**Stated problem**: Reading down the listing below, count the lines where the word "code" shows up, then give only that count.

____ Data for the task

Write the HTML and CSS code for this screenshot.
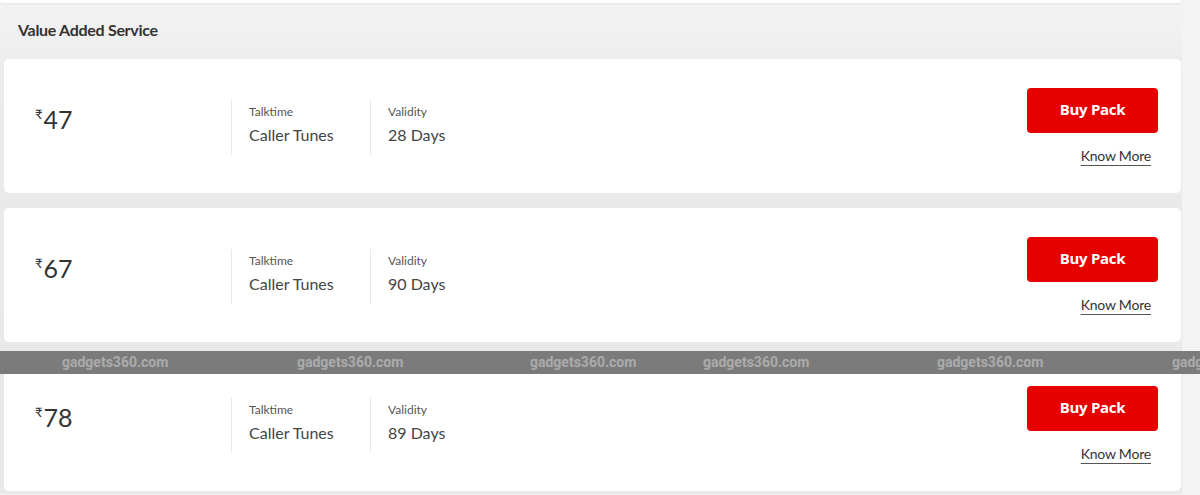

________
____ Data for the task

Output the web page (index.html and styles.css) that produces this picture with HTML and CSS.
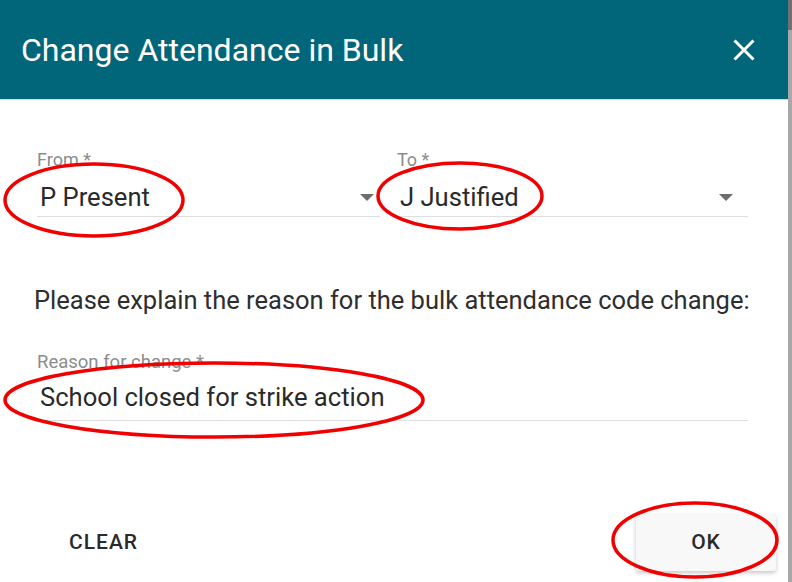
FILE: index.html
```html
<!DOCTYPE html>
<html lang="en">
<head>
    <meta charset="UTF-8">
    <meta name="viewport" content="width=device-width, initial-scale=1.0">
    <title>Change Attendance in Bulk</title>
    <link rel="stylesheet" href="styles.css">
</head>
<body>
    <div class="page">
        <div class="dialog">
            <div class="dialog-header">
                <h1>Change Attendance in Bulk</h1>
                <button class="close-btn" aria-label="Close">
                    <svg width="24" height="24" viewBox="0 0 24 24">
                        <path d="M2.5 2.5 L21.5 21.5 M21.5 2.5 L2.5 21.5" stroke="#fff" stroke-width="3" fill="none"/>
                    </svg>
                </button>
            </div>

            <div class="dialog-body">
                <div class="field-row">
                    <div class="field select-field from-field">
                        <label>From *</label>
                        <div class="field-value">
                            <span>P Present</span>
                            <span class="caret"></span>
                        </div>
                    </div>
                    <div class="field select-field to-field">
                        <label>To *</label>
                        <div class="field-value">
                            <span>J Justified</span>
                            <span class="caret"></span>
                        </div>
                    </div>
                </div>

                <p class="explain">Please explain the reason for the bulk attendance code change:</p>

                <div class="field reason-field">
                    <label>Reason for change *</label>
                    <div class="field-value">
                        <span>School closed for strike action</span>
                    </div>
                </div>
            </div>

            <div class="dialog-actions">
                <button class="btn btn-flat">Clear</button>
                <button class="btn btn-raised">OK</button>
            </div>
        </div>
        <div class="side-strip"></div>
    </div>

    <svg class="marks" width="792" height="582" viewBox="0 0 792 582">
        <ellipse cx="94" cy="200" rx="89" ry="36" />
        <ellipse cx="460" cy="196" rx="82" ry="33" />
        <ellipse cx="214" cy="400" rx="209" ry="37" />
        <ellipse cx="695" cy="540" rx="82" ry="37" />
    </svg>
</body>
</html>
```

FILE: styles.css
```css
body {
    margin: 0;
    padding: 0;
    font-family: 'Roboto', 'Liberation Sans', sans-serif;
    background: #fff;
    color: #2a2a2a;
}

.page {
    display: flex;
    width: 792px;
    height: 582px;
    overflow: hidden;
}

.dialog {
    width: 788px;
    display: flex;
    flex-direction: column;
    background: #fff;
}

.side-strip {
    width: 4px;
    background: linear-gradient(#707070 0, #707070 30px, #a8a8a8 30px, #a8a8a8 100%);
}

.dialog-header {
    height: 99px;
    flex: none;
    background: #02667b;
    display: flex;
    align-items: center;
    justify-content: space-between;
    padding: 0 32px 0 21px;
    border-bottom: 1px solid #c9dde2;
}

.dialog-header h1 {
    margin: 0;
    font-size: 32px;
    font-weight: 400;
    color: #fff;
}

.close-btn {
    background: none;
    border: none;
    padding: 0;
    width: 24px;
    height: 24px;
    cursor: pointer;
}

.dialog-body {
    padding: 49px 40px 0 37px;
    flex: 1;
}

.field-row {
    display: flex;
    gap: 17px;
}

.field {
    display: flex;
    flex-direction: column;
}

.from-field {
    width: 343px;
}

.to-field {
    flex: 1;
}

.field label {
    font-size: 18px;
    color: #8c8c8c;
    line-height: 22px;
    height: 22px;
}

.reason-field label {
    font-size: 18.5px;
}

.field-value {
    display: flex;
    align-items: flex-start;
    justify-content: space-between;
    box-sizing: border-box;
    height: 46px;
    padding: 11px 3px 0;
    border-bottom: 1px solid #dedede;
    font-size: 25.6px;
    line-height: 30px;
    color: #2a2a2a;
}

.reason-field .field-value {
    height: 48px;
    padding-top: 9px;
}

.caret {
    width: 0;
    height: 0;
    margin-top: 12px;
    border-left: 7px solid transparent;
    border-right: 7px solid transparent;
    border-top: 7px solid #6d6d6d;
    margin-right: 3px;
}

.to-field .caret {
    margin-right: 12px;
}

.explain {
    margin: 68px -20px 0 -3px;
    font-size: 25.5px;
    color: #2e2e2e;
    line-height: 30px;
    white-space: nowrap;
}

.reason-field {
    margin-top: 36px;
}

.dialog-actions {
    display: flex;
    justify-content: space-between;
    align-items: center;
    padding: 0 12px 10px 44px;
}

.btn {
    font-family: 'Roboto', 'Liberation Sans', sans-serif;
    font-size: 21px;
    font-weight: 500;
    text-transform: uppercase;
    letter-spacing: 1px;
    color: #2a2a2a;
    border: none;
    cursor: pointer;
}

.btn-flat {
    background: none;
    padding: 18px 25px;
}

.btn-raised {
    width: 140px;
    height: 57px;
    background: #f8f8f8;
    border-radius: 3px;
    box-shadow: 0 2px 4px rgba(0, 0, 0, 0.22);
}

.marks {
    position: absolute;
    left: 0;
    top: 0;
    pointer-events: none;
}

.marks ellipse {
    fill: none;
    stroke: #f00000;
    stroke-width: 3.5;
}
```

________

**Exercise output**: 2